Income tax is imposed on individuals or entities based on the income or profits earned within a given tax period. It is typically calculated by applying a tax rate, which may be progressive, on taxable income, which is the total income minus allowable deductions. A progressive tax system means that as an individual's income increases, the rate of tax increases, thereby ensuring that those with higher incomes pay a larger proportion of their earnings in taxes.

Taxable Income

Taxable income is the base upon which the income tax system imposes tax. It represents the portion of an individual's income subject to tax after deductions and exemptions. Deductions may include mortgage interest, educational expenses, or charitable contributions, which can significantly affect the amount of tax owed.

Global Perspectives

United States

In the United States, the Internal Revenue Service (IRS) oversees federal personal income tax collection. The U.S. employs a progressive tax system, where tax rates increase with higher income brackets. Additionally, state income tax is applicable in most states, supplementing federal tax obligations. Each state may impose its own tax rates and regulations, leading to variations in tax burdens across the country.

Canada

In Canada, personal income tax is a significant revenue source for both the federal and provincial governments. Tax collection agreements enable a harmonized approach to tax collection, allowing different levels of government to impose taxes through a coordinated system.

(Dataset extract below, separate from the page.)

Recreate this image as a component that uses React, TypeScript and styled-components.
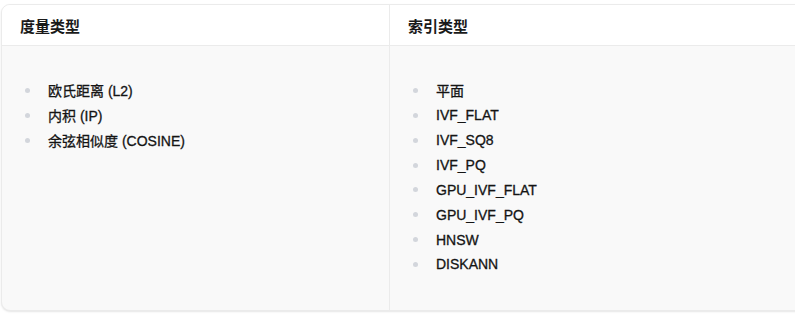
import React from 'react';
import styled, { createGlobalStyle } from 'styled-components';

const GlobalStyle = createGlobalStyle`
  html, body {
    margin: 0;
    padding: 0;
    background: #ffffff;
    overflow: hidden;
  }
  body {
    font-family: "Liberation Sans", "Noto Sans CJK SC", Arial, sans-serif;
    color: #1a1a1a;
  }
`;

const Page = styled.div`
  width: 795px;
  height: 316px;
  padding: 4px 0 0 1px;
  box-sizing: border-box;
  overflow: hidden;
`;

const Table = styled.div`
  width: 830px;
  display: grid;
  grid-template-columns: 387px 1fr;
  border: 1px solid #ebebeb;
  border-radius: 9px;
  overflow: hidden;
  background: #f9f9f9;
  box-shadow: 0 1px 2px rgba(0, 0, 0, 0.1);
`;

const HeadCell = styled.div<{ first?: boolean }>`
  height: 40px;
  display: flex;
  align-items: center;
  padding-left: 18px;
  background: #ffffff;
  border-bottom: 1px solid #ebebeb;
  border-left: ${p => (p.first ? 'none' : '1px solid #ebebeb')};
  font-size: 15px;
  font-weight: 700;
  color: #1a1a1a;
`;

const BodyCell = styled.div<{ first?: boolean }>`
  padding: 32px 0 33px 0;
  border-left: ${p => (p.first ? 'none' : '1px solid #ebebeb')};
`;

const List = styled.ul`
  list-style: none;
  margin: 0;
  padding: 0;
`;

const Item = styled.li`
  display: flex;
  align-items: center;
  height: 24.86px;
  font-size: 14px;
  color: #141414;
  -webkit-text-stroke: 0.3px #141414;
`;

const Bullet = styled.span`
  width: 5px;
  height: 5px;
  border-radius: 50%;
  background: #d3d6dc;
  margin-left: 23px;
  margin-right: 18px;
  flex-shrink: 0;
`;

const metrics = ['欧氏距离 (L2)', '内积 (IP)', '余弦相似度 (COSINE)'];
const indexes = ['平面', 'IVF_FLAT', 'IVF_SQ8', 'IVF_PQ', 'GPU_IVF_FLAT', 'GPU_IVF_PQ', 'HNSW', 'DISKANN'];

const App: React.FC = () => (
  <>
    <GlobalStyle />
    <Page>
      <Table>
        <HeadCell first>度量类型</HeadCell>
        <HeadCell>索引类型</HeadCell>
        <BodyCell first>
          <List>
            {metrics.map(m => (
              <Item key={m}>
                <Bullet />
                {m}
              </Item>
            ))}
          </List>
        </BodyCell>
        <BodyCell>
          <List>
            {indexes.map(i => (
              <Item key={i}>
                <Bullet />
                {i}
              </Item>
            ))}
          </List>
        </BodyCell>
      </Table>
    </Page>
  </>
);

export default App;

As observed in fiscal policies, Canada's focus has shifted towards generating more revenue from personal income taxes compared to corporate taxes.

Australia

Income tax in Australia is collected by the federal government, which imposes taxes on both individuals and corporations. The system is designed to provide for social services and infrastructure while ensuring fair revenue distribution. Unlike the United States, Australian states do not impose their own personal income taxes, relying instead on federal transfers.

India

In India, the Income Tax Department administers personal income tax collection. India utilizes a comprehensive tax system where both personal and corporate taxes contribute to national revenue. The rates and structures are periodically reviewed to align with economic objectives and social welfare programs.

Tax Avoidance and Evasion

Tax systems worldwide face challenges, such as tax avoidance and tax evasion. While tax avoidance involves using legal methods to minimize tax liabilities, tax evasion is the illegal underreporting of income or inflating deductions to reduce tax obligations. Governments combat these issues through stringent regulations and penalties.

Related Topics

Understanding personal income tax is essential for compliance and financial planning. It reflects an individual's contribution to societal welfare and infrastructure development through governmental revenue systems.